Wednesday, February 13, 2008

The Beyond Help Series (Acceptance, Pain & Suffering)

¡Hola! Everybody,
OK… I guess most of you already know, but my "surprises" have to do with work and living arrangements. It’s official, I am now director of my project and was given a substantial raise to boot. In addition, I will be moving to a new place this weekend. The new place is temporary; my roommates are two sisters, one of whom has a nice ass! They’ve agreed to have me as a roommate because a clergyman who apparently sees through my insanity for my Original Self and approves, recommended me. I’m looking to move into my own place by the end of June if not sooner.

I’m excited about being given the reins to this project, which has become my baby anyway. This also gives me more motivation to return to school and finish my graduate studies. I’m looking that perhaps five years from now, I’ll be doing more organizational consultancy work, or working for a foundation or think tank.

The negative side is that I won’t be as interactive in my blogs. I was specifically informed that I would need to decrease my blogging activities ::grin:: I will always post daily, but I won’t be as interactive in terms of spreading my smooches and attempts at seduction all over 360 (and Multiply).

On the more positive side, I will be looking to travel more, as my speaking duties will likely increase. So if I’m coming to a town near you, we’ll connect and I’ll give you a vaginal massage (first session free).

* * *

-=[ Acceptance, Pain & Suffering ]=-
“Pain is the breaking of the shell of your understanding.”
-- Kahlil Gibran


Early on when I fist began picking up the pieces of my life, I came upon the phrase suffering is optional. Like most new things, I didn’t understand it at first, but a friend just told me to keep showing up for life. Today, I make a distinction between pain and suffering. Because of the way we use language, whenever we come face to face with a problem, our first impulse is to fix them. We try to get out of the quicksand. In our external world, this problem-solving approach is effective most of the time. Being able to figure out how to get out of undesirable events, such as being preyed on, deprivation, pests, or natural catastrophes is essential in securing our place as the dominant species on the earth.

However, it is also unfortunate that we try to use the same “fix it” mentality when it comes to understanding our inner world. When we encounter painful psychic content within ourselves, we often resort to what we always do: fix it up and sort it out so we can get rid of it. The truth of the matter is that our inner lives are not like our external world. For one thing, humans live in the context of a history, and time moves only in one direction, not two. Psychological pain has a history and, at least in some respects, the heart of the matter doesn’t entail getting rid of something. It is more a matter of how we deal with it and move one -- evolve.

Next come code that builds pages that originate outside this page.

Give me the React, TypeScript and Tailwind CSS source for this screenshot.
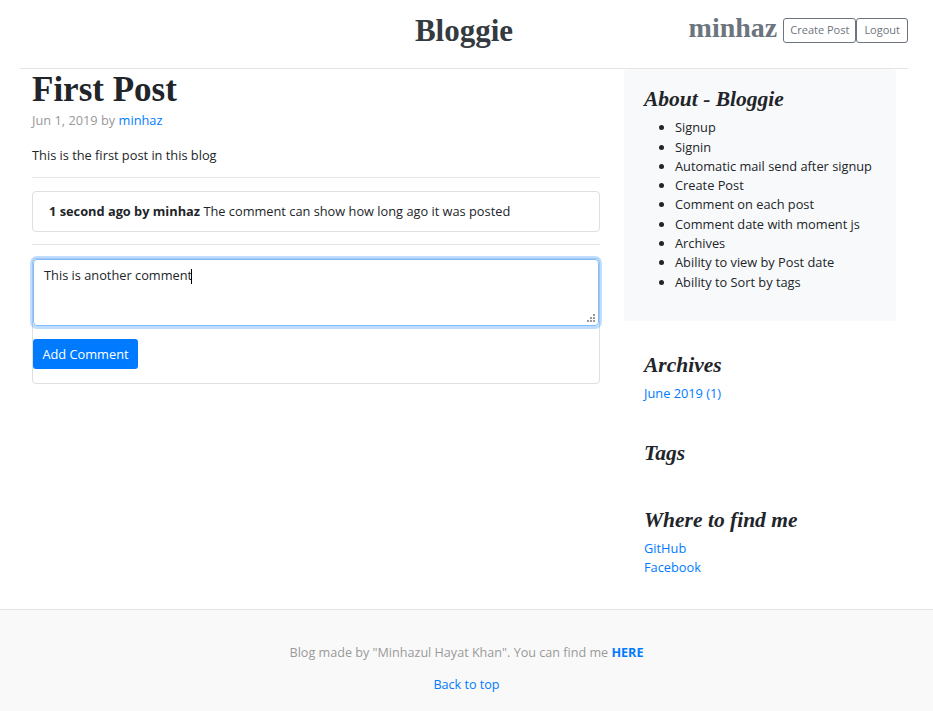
import React from "react";

const serif = { fontFamily: '"Liberation Serif", "DejaVu Serif", serif' };

export default function App() {
  return (
    <div className="min-h-[711px] flex flex-col bg-white text-[#212529]" style={{ fontFamily: '"Open Sans", "Noto Sans", sans-serif' }}>
      <div className="ml-[20px] w-[888px]">
        <header className="h-[69px] border-b border-[#e5e5e5] flex items-center relative">
          <div className="flex-1" />
          <div className="absolute left-0 right-0 text-center pointer-events-none pb-[6px]">
            <span className="text-[31px] font-bold text-[#343a40]" style={serif}>Bloggie</span>
          </div>
          <div className="flex-1 flex justify-end items-center gap-[6px] mt-[-8px]">
            <span className="text-[28px] font-bold text-[#6c757d] leading-none mb-[4px]" style={serif}>minhaz</span>
            <div className="flex">
              <button className="h-[25px] px-[6px] border border-[#6c757d] rounded-[3px] text-[11px] text-[#6c757d] bg-white">Create Post</button>
              <button className="h-[25px] px-[7px] border border-[#6c757d] rounded-[3px] text-[11px] text-[#6c757d] bg-white">Logout</button>
            </div>
          </div>
        </header>
        <div className="flex pl-3 gap-6">
          <main className="w-[568px] text-[12.8px]">
            <h1 className="text-[35px] font-bold leading-[1.2] text-[#212529]" style={serif}>First Post</h1>
            <p className="text-[#999] leading-[1.5]">Jun 1, 2019 by <a className="text-[#007bff]">minhaz</a></p>
            <p className="mt-[16px] leading-[1.5]">This is the first post in this blog</p>
            <hr className="border-t border-[#e5e5e5] mt-[12px]" />
            <div className="mt-[13px] border border-[#dfdfdf] rounded-[4px] h-[41px] flex items-center px-4">
              <span className="font-bold">1 second ago by minhaz</span>
              <span>&nbsp;The comment can show how long ago it was posted</span>
            </div>
            <hr className="border-t border-[#e5e5e5] mt-[12px]" />
            <div className="mt-[13px] border border-[#dfdfdf] rounded-[4px] h-[126px]">
              <div className="relative h-[67px] border border-[#80bdff] rounded-[4px] shadow-[0_0_0_3px_rgba(0,123,255,0.25)] px-[10px] py-[6px]">
                <span>This is another comment</span>
                <span className="inline-block w-px h-[15px] bg-black align-middle -ml-px" />
                <svg className="absolute right-[3px] bottom-[3px]" width="8" height="8" viewBox="0 0 8 8">
                  <g fill="#999">
                    <rect x="6" y="0" width="2" height="2" />
                    <rect x="3" y="3" width="2" height="2" />
                    <rect x="6" y="3" width="2" height="2" />
                    <rect x="0" y="6" width="2" height="2" />
                    <rect x="3" y="6" width="2" height="2" />
                    <rect x="6" y="6" width="2" height="2" />
                  </g>
                </svg>
              </div>
              <button className="mt-[13px] h-[30px] w-[105px] bg-[#007bff] text-white rounded-[3px] text-[12.8px]">Add Comment</button>
            </div>
          </main>
          <aside className="w-[272px] text-[12.8px]">
            <div className="bg-[#f8f9fa] rounded-[4px] px-5 pt-[18px] pb-[29px]">
              <h4 className="text-[21.5px] font-bold italic leading-[1.2]" style={serif}>About - Bloggie</h4>
              <ul className="list-disc pl-[31px] mt-[5.5px] leading-[19.3px]">
                <li>Signup</li>
                <li>Signin</li>
                <li>Automatic mail send after signup</li>
                <li>Create Post</li>
                <li>Comment on each post</li>
                <li>Comment date with moment js</li>
                <li>Archives</li>
                <li>Ability to view by Post date</li>
                <li>Ability to Sort by tags</li>
              </ul>
            </div>
            <div className="px-5 mt-[32px]">
              <h4 className="text-[21.5px] font-bold italic leading-[1.2]" style={serif}>Archives</h4>
              <a className="block text-[#007bff] leading-[19.3px] mt-[5.5px]">June 2019 (1)</a>
            </div>
            <div className="px-5 mt-[37.5px]">
              <h4 className="text-[21.5px] font-bold italic leading-[1.2]" style={serif}>Tags</h4>
            </div>
            <div className="px-5 mt-[41px]">
              <h4 className="text-[21.5px] font-bold italic leading-[1.2]" style={serif}>Where to find me</h4>
              <a className="block text-[#007bff] leading-[19.3px] mt-[5.5px]">GitHub</a>
              <a className="block text-[#007bff] leading-[19.3px]">Facebook</a>
            </div>
          </aside>
        </div>
      </div>
      <footer className="mt-auto h-[102px] border-t border-[#e5e5e5] bg-[#f9f9f9] text-center text-[12.6px] pt-[34px]">
        <p className="text-[#999] leading-[1.5]">Blog made by "Minhazul Hayat Khan". You can find me <a className="text-[#007bff] font-bold">HERE</a></p>
        <p className="mt-[13px] leading-[1.5]"><a className="text-[#007bff]">Back to top</a></p>
      </footer>
    </div>
  );
}
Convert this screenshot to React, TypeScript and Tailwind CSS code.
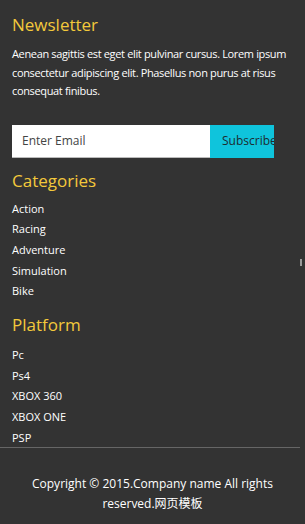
import React from 'react';

const categories = ['Action', 'Racing', 'Adventure', 'Simulation', 'Bike'];
const platforms = ['Pc', 'Ps4', 'XBOX 360', 'XBOX ONE', 'PSP'];

const LinkList: React.FC<{ items: string[] }> = ({ items }) => (
  <ul className="flex flex-col">
    {items.map((item) => (
      <li key={item} className="text-[11px] leading-[20.7px] text-white">
        <a href="#">{item}</a>
      </li>
    ))}
  </ul>
);

const App: React.FC = () => {
  return (
    <footer
      className="relative w-[305px] h-[524px] bg-[#333333] overflow-hidden"
      style={{ fontFamily: '"Open Sans", "Noto Sans CJK SC", sans-serif' }}
    >
      <div className="px-3 pt-[14px]">
        {/* Newsletter */}
        <h3 className="text-[17px] leading-[22px] text-[#f3c93b]">Newsletter</h3>
        <p className="mt-[9px] text-[11px] leading-[18.5px] tracking-[-0.35px] text-white">
          Aenean sagittis est eget elit pulvinar cursus. Lorem ipsum consectetur adipiscing elit. Phasellus non purus at risus consequat finibus.
        </p>
        <form className="mt-[24px] flex w-[262px] h-[33px]" onSubmit={(e) => e.preventDefault()}>
          <input
            type="text"
            placeholder="Enter Email"
            className="w-[198px] h-full bg-white px-[10px] text-[12px] text-[#444] placeholder:text-[#444] border-b border-[#bbbbbb] outline-none"
          />
          <button
            type="submit"
            className="w-[64px] h-full bg-[#0fc4dc] pl-[12px] text-left text-[12px] text-[#1d2b30] overflow-hidden whitespace-nowrap"
          >
            Subscribe
          </button>
        </form>

        {/* Categories */}
        <h3 className="mt-[12px] text-[17px] leading-[22px] text-[#f3c93b]">Categories</h3>
        <div className="mt-[7px]">
          <LinkList items={categories} />
        </div>

        {/* Platform */}
        <h3 className="mt-[12px] text-[17px] leading-[22px] text-[#f3c93b]">Platform</h3>
        <div className="mt-[9px]">
          <LinkList items={platforms} />
        </div>
      </div>

      <div className="mt-[-2px] w-[300px] h-px bg-[#666666]" />

      <p className="mt-[26px] px-6 text-center text-[12px] leading-[20px] text-white">
        Copyright © 2015.Company name All rights reserved.网页模板
      </p>

      <span className="absolute right-[3px] top-[259px] w-[2px] h-[7px] bg-[#9a9a9a]" />
    </footer>
  );
};

export default App;
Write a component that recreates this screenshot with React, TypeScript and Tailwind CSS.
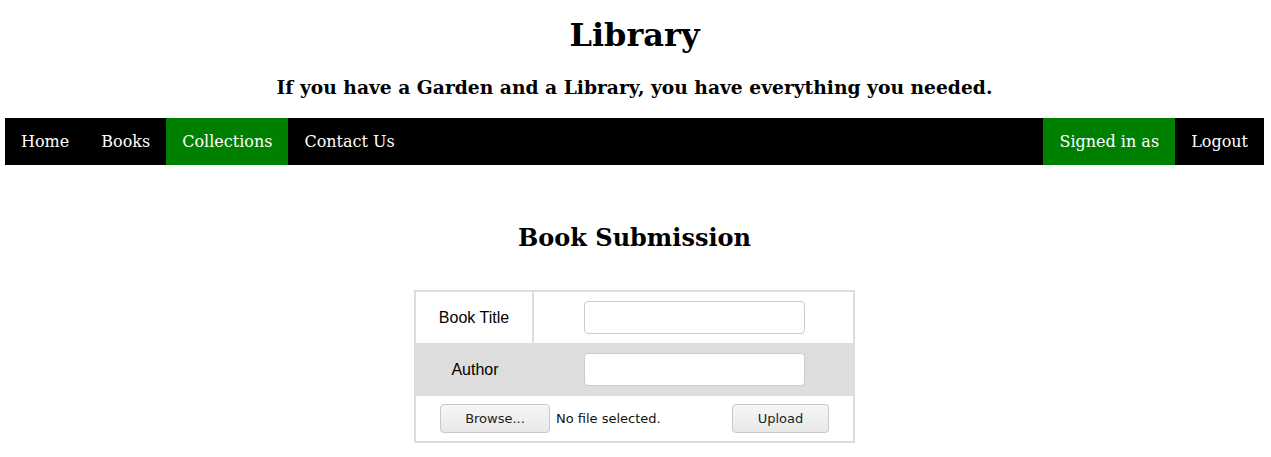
import React from 'react';

const serif = "font-['DejaVu_Serif',serif]";

function NavLink({ label, active }: { label: string; active?: boolean }) {
  return (
    <a
      href="#"
      className={
        'block px-4 py-[14px] text-[16px] leading-[19px] text-white ' +
        (active ? 'bg-[#008000]' : 'bg-black')
      }
    >
      {label}
    </a>
  );
}

export default function App() {
  return (
    <div className={`min-h-screen bg-white text-black pl-[5px] pr-[7px] ${serif}`}>
      <header className="text-center">
        <h1 className="pt-[16px] text-[32px] leading-[38px] font-bold">Library</h1>
        <h3 className="mt-[22px] text-[18.7px] leading-[22px] font-bold">
          If you have a Garden and a Library, you have everything you needed.
        </h3>
      </header>

      <nav className="mt-[20px] flex justify-between bg-black">
        <div className="flex">
          <NavLink label="Home" />
          <NavLink label="Books" />
          <NavLink label="Collections" active />
          <NavLink label="Contact Us" />
        </div>
        <div className="flex">
          <NavLink label="Signed in as" active />
          <NavLink label="Logout" />
        </div>
      </nav>

      <main className="flex flex-col items-center">
        <h2 className="mt-[59px] text-[24px] leading-[28px] font-bold">Book Submission</h2>

        <form className="mt-[38px] w-[441px] border-2 border-[#dddddd] font-['Liberation_Sans',sans-serif] text-[16px]">
          <div className="flex h-[51px] items-center">
            <div className="flex h-full w-[118px] items-center justify-center border-r-2 border-[#dddddd]">
              Book Title
            </div>
            <div className="flex flex-1 justify-center pl-[2px]">
              <input
                type="text"
                className="h-[33px] w-[221px] rounded-[4px] border border-[#cccccc] bg-white px-2"
              />
            </div>
          </div>
          <div className="flex h-[53px] items-center bg-[#dddddd]">
            <div className="flex h-full w-[118px] items-center justify-center">Author</div>
            <div className="flex flex-1 justify-center pl-[2px]">
              <input
                type="text"
                className="h-[33px] w-[221px] rounded-[4px] border border-[#cccccc] bg-white px-2"
              />
            </div>
          </div>
          <div className="flex h-[45px] items-center pl-[24px] font-['DejaVu_Sans',sans-serif] text-[13px]">
            <button
              type="button"
              className="h-[29px] w-[110px] rounded-[4px] border border-[#c8c8c8] bg-gradient-to-b from-[#f6f6f6] to-[#e9e9e9] text-[#222]"
            >
              Browse...
            </button>
            <span className="ml-[6px] text-[#111]">No file selected.</span>
            <button
              type="button"
              className="ml-auto mr-[24px] h-[29px] w-[97px] rounded-[4px] border border-[#c8c8c8] bg-gradient-to-b from-[#f6f6f6] to-[#e9e9e9] text-[#222]"
            >
              Upload
            </button>
          </div>
        </form>
      </main>
    </div>
  );
}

The acceptance in the title is based on the perspective that, as a rule, trying to get rid of your pain only makes it worse, entangles you further in it, and eventually makes it more traumatic. In my post on Emotional Quicksand, I illustrated how meeting the suction force of quicksand with tension only makes you more stuck in the quicksand. Our psychological lives are a lot like that. When you’re engaged in fighting for your life, living your life is actually pushed aside

The alternative -- a little dangerous to say aloud because at this point it can be misunderstood -- is to accept pain. Acceptance, as I am using here is not the same as self-defeat; neither is it tolerating and putting up with your pain. It is very different from that. In fact, that type of negative acceptance is a far cry from the vibrant form of acceptance of the moment that I teach.

For now, try to think of throwing away the impulse to meet power with power, tension with more tension. Pain is an inescapable fact of life. However, I define suffering as pain mixed with tension. Pain can be accepted and even used to transform our suffering. However, if we’re adding tension to pain, then we’re suffering. Pain is pain -- it’s there. We have what’s there and then we have what we bring to the table. Add tension to pain and you have deep suffering.

Most of us haven’t had much training in the active form of acceptance that I attempting to illustrate here. I want to ask you to keep an open mind and thank your mind for whatever it says this term means, but don’t try to pigeonhole it right now. This for of acceptance is difficult to describe, and learning to be willing to have and live your own experience is something I will focus on a little later in this series. In the meantime, be patient and open -- as well as a little skeptical -- about what your mind might right now be guessing what I mean.